A Kenyan national has been charged in the United States with an attempt to hijack an aircraft to undertake a 9/11 style attack on behalf of Al-Shabaab.
While unsealing his indictment, the US justice department said Cholo Abdi Abdullah, 30, was being charged with six counts of terrorism-related offenses arising from his activities as an operative of Al-Shabaab, including conspiring to hijack aircraft in order to conduct a 9/11-style attack in the US.
Mr Abdullah was arrested in July 2019 in the Philippines and was subsequently transferred on December 15, 2020 in connection with his deportation from the Philippines to the custody of US law enforcement for prosecution on the charges in the indictment.
He was presented before Magistrate Judge Robert W. Lehrburger in Manhattan federal court.
The case is assigned to United States District Judge Analisa Torres.
“As alleged, Cholo Abdi Abdullah, as part of a terrorist plot directed by senior Al Shabaab leaders, obtained pilot training in the Philippines in preparation for seeking to hijack a commercial aircraft and crash it into a building in the United States,” said Acting Manhattan US Attorney Audrey Strauss.
“This chilling callback to the horrific attacks of September 11, 2001, is a stark reminder that terrorist groups like Al Shabaab remain committed to killing US citizens and attacking the United States,” Mr Strauss.
FBI Assistant Director-in-Charge William Sweeney Jr said that “nearly 20 years after the 9/11 terrorist attacks, there are those who remain determined to conduct terror attacks against United States citizens.
Hijack an aircraft
“He obtained a pilot’s license overseas, learning how to hijack an aircraft for the purpose of causing a mass-casualty incident within our borders. Fortunately, the exceptional work by the men and women assigned to the many agencies that comprise the FBI’s New York JTTF have, once again, disrupted a threat to our communities,” Mr Sweeney Jr said.
“As alleged in the federal indictment against him, Mr Abdullah had obtained pilot training and begun plotting a terrorist attack against a target in the United States,” said NYPD Commissioner Dermot Shea.
“But the outstanding work of our NYPD detectives and federal agents of the FBI’s New York Joint Terrorism Task Force, along with all of our law enforcement partners, put an end to those plans and ensured that no one would be harmed.”

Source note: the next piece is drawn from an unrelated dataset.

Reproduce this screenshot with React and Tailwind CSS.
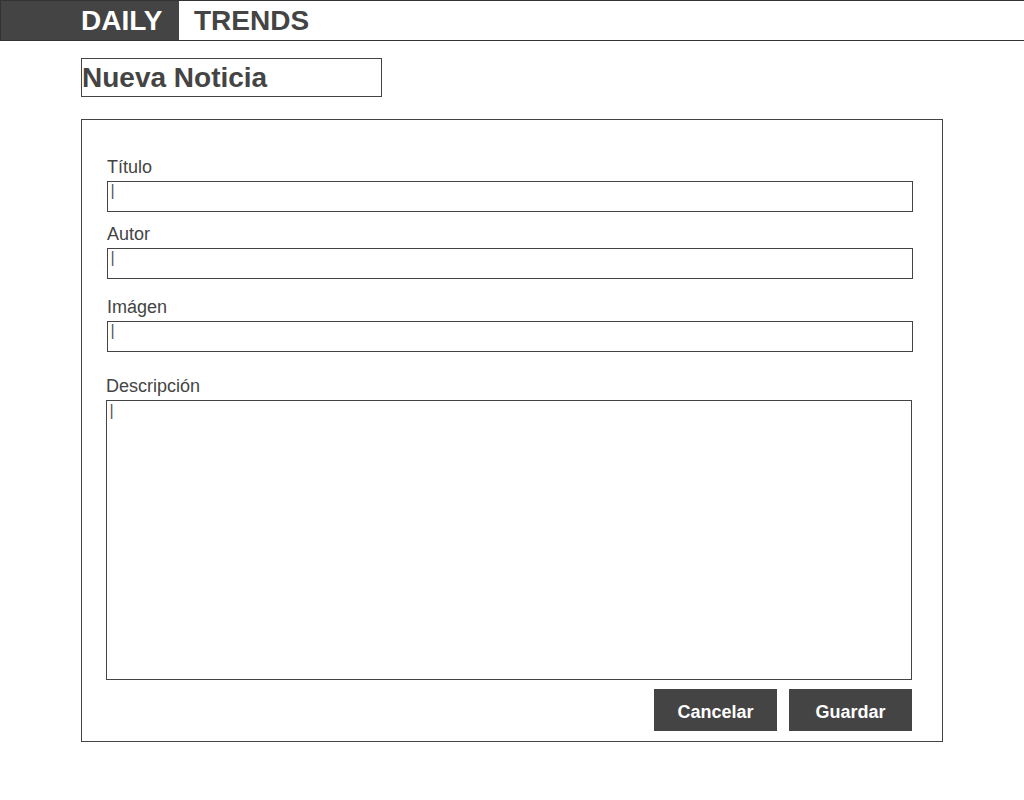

The charges in the Indictment unsealed arise out of a coordinated scheme by the terrorist organization Harakat al-Shabaab al-Mujahideen, commonly known as “Al Shabaab,” to target Americans both at home and abroad.
Al Shabaab, which has sworn allegiance to Al Qaeda and serves as Al Qaeda’s principal wing in East Africa, is responsible for numerous deadly terrorist attacks.
Recently, Al Shabaab has embarked on a string of terrorist attacks as part of an operation purportedly in response to the United States’ decision to move its embassy in Israel to Jerusalem, which the group has dubbed “Operation Jerusalem Will Never be Judaized.”
In particular, these terrorist attacks perpetrated by Al Shabaab include an attack on January 15, 2019 at the Dusit D2 hotel in Nairobi, Kenya, which resulted in the deaths of approximately 21 people, and a January 5, 2020, attack on another US facility in Kenya, in which three Americans were killed.
According to the indictment, Mr Abdullah was an Al Shabaab operative who participated in a plot to hijack commercial aircraft and crash them into a building in the US.
9/11-style attack
Beginning in 2016, at the direction of a senior Al Shabaab commander who was responsible for, among other things, planning the 2019 Nairobi hotel attack, Abdullah traveled to the Philippines and enrolled in a flight school there, for the purpose of obtaining training for carrying out the 9/11-style attack.
Between 2017 and 2019, Abdullah attended the Flight School on various occasions and obtained pilot’s training, ultimately completing the tests necessary to obtain his pilot’s license.
While Mr Abdullah was obtaining pilot training at the Flight School, he also conducted research into the means and methods to hijack a commercial airliner to conduct the planned attack, including security on commercial airliners and how to breach a cockpit door from the outside, information about the tallest building in a major U.S. city, and information about how to obtain a US visa.
Mr Abdullah is now charged with conspiring to provide and providing material support to a designated foreign terrorist organization (Al Shabaab), conspiring to murder US nationals, conspiring to commit aircraft piracy, conspiring to destroy aircraft, and conspiring to commit acts of terrorism transcending national boundaries.
He faces a maximum sentence of life in prison, and a mandatory minimum sentence of 20 years in prison.